Wednesday also featured the first concert with lutenist Nigel North performing lute music by Renaissance Italian composer Francesco da Milano. There is a famous story about Francesco's music that says when he started playing at a dinner party, the entire room fell silent. After hearing the music, I can see why! Francesco's music is some of the most difficult lute music to play, but in the hands of an expert lutenist such as North, the music can really transport the listener to another place and time.

I thought the setting of this concert was quite appropriate-not the case with all of the concerts in BLEMF this year. St. Thomas Lutheran Church in Bloomington is a relatively small church that was packed to the gills on Wednesday night. The small, intimate room was the perfect setting for an intimate instrument like the lute. It never had to fight against other noises to be heard in the space.

Thursday

The Duo Münir Nurettin Beken and August Denard performed on a program called "A Meeting Place" with music for ud from the lands of Turkey, the Middle East, and North Africa; and Western traditions associated with the lute. This concert was unfortunately one of those cases where the venue did not lend itself to a full appreciation of the music, but the performers were astounding. My favorite piece of the evening was the final piece that Beken and Denhard both played.
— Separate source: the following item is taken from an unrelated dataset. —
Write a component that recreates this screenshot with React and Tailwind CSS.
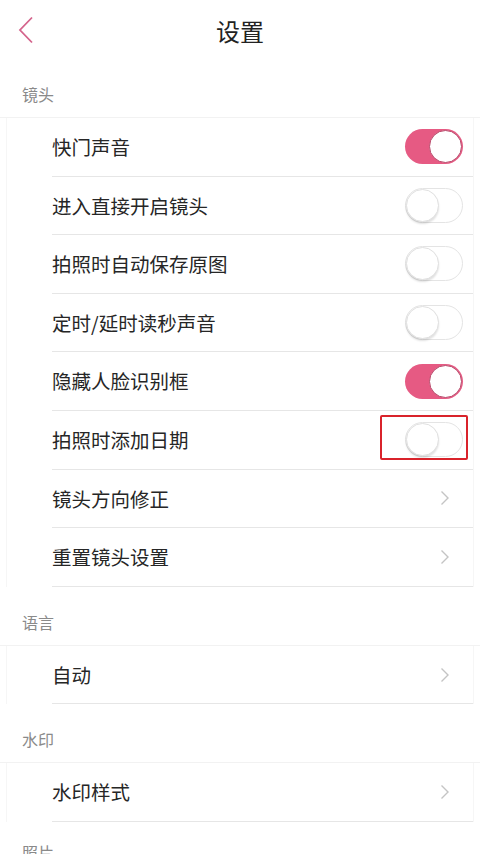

It was the perfect representation of a blending of eastern and western influences in music: the improvisation and ornamentation provided by Beken on the ud, as well as the uneven rhythms, represented the traditions of Eastern cultures. But the harmonies were more in the Western tradition, which gave the perfect musical example of blending two seemingly different cultures.

Friday

Friday night featured music from the forgotten land of the Medieval Celts. The group Isshallyn recreated a story about the theft of a magic bull and the battle by the nobility of Ulster to recover this bull. Since no actual music survives from Medieval Celtic lands, members of the group had to do their best to recreate this music based on much later sources. I really enjoyed hearing such a unique story from a medieval country that is generally overlooked in the world of early music. The melodies had an otherworldly sound because they did not follow the general step-wise structure that most Western music tries to follow.

Saturday

Saturday night the San Francisco-based ensemble Magnificat Baroque performed Monteverdi's Eighth Book of Madrigals, the so-called "madrigals of love and war." Apart from madrigals, this book also had short dramatic works that Magnificat also performed. The concert featured music that included the entire ensemble of fourteen people, but also works with a vocal soloist and one or two violinists. While all of the performers were stunning to listen to, I must admit that I could have listened to the bass, Peter Becker, sing all night long. He not only had a crispness and resonance to his voice that allowed his voice to carry throughout the church on solo pieces, but also a warmth and ability to blend that gave the perfect foundation on which the other voices could soar.

Sunday

Then imagine my pleasant surprise when Becker appeared on Sunday's concert along with tenor Paul Elliott, alto Mary Ann Hart, and soprano Alicia dePaolo. Sunday's concert was titled "A Mighty Fortress," featuring Johann Sebastian Bach's cantata "Ein feste Burg ist unser Gott" and other works inspired by the idea of calling upon a power higher than ourselves to work through difficult times. The concert featured not only various settings of the Lutheran tune "Ein fest Burg," but also settings of the antiphon "Da pacem Domine," or "Give peace Lord." While all of the pieces sounded quite different, they fit together very well and the listener did not get bored from listening to various manifestations of the same thing.

The aria "Komm in mein Herzenshaus," sung by soprano Alicia dePaolo, almost sounded like the aria was written for her. The range of the aria matched her voice so well, and she sang with the perfect combination of clarity and warmth to make one wish the aria would never end.

Unfortunately, the concert did have to end, and the final piece was a setting of the tune composed by Sebastian Bach's son Wilhelm Friedemann Bach. Wilhelm made a new arrangement of his father's cantata that included trumpets and percussion that had not appeared in Sebastian Bach's original cantata. The additions that Wilhelm made to his father's arrangement added an element of grandeur that gave a satisfying finish to the concert, and the main stage events of the festival.

I'll let the reader take from this next event what they will, but from the first notes of that final cantata to the last notes, the entire church was filled with sunlight. The whole day before and during the concert had been overcast and grey, but for a few minutes the sun shone through the stained-glass windows of the church lending beautiful natural light to a venue perfectly chosen for the performance of this famous cantata.